Banér arrived at Hohenstein when only the Imperial rearguard was still there. The Swedish vanguard attacked the Imperials and drove them back to rest of their army. The way to Chemnitz led through a moory defile that was defended by Imperial dragoons. The difficulties of the Swedes to transit the terrain gave Marrazzino enough time to put his army in battle formation. The Imperial-Saxon left leaned against Chemnitz while the right was positioned behind the Chemnitz river.

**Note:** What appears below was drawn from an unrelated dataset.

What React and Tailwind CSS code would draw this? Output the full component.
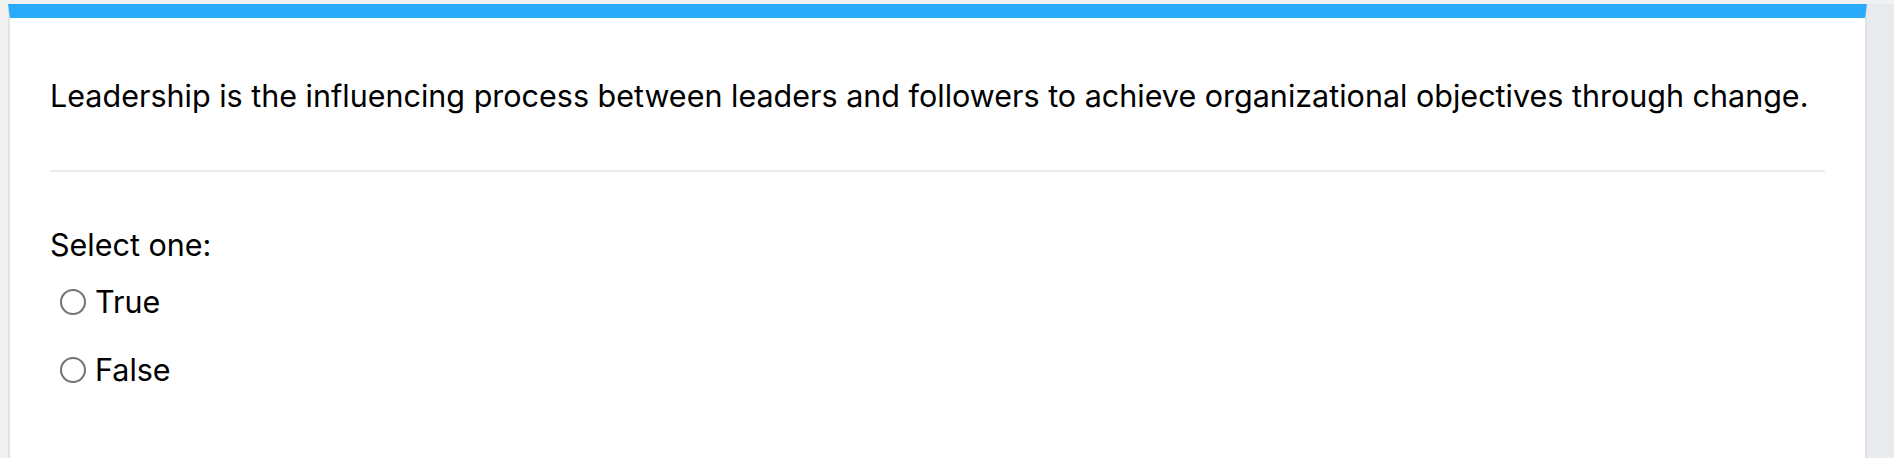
import React from 'react';

function Radio({ label }) {
  return (
    <label className="flex items-center gap-[9px] pl-[10px]">
      <span className="box-border h-[26px] w-[26px] shrink-0 rounded-full border-2 border-[#737373] bg-white" />
      <span>{label}</span>
    </label>
  );
}

export default function App() {
  return (
    <div
      className="flex h-[458px] w-full bg-[#f1f1f1] pt-[4px] text-[30.5px] text-black"
      style={{ fontFamily: 'Inter, "Noto Sans", sans-serif' }}
    >
      <div className="w-[8px] shrink-0" />
      <div className="box-border w-[1859px] shrink-0 border-t-[14px] border-r-2 border-l-2 border-t-[#2aaafb] border-r-[#dfe3e7] border-l-[#dfe3e7] bg-white px-[40px]">
        <p className="pt-[55px] leading-[45px]">
          Leadership is the influencing process between leaders and followers to achieve organizational objectives through change.
        </p>
        <hr className="mt-[52px] border-t-2 border-[#e9ecef]" />
        <p className="mt-[50px] leading-[45px]">Select one:</p>
        <div className="mt-[12px] flex flex-col gap-[23px] leading-[45px]">
          <Radio label="True" />
          <Radio label="False" />
        </div>
      </div>
      <div className="flex-1 bg-[#e8ebee]" />
    </div>
  );
}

Four Swedish cavalry regiments first transited the defile and attacked the Imperial-Saxon left, with Banér's own regiment at front. Initially they were repulsed with serious loss but in the second attempt they swept away the Imperial-Saxon left. Marrazzino's left was forced to retreat behind the right battle wing across the Chemnitz river. Banér received reinforments by additional Swedish troops who made it through the defile, and decided to use his momentum. Without delay, he ordered to cross the river and attack Marrazzino's right wing. The latter was still shocked by the fate of the left wing and took flight at the approach of the Swedes. The Imperial-Saxon infantry in the centre tried to retreat into the town of Chemnitz but was mostly scattered and captured by the Hakkapeliitta under Torsten Stålhandske.

In the end, the Swedes were able to rout a large portion of the opposing forces, taking 1,500 prisoners as well as the Saxon artillery. One of the prisoners was Puchheim, the commander of the Imperial detachment.

==Aftermath==
Marazzino was relieved of his duties by the elector and court-martialled by the Emperor. Following the battle, the Swedes failed to conquer Freiberg in a second attempt but took Pirna and advanced into Bohemia.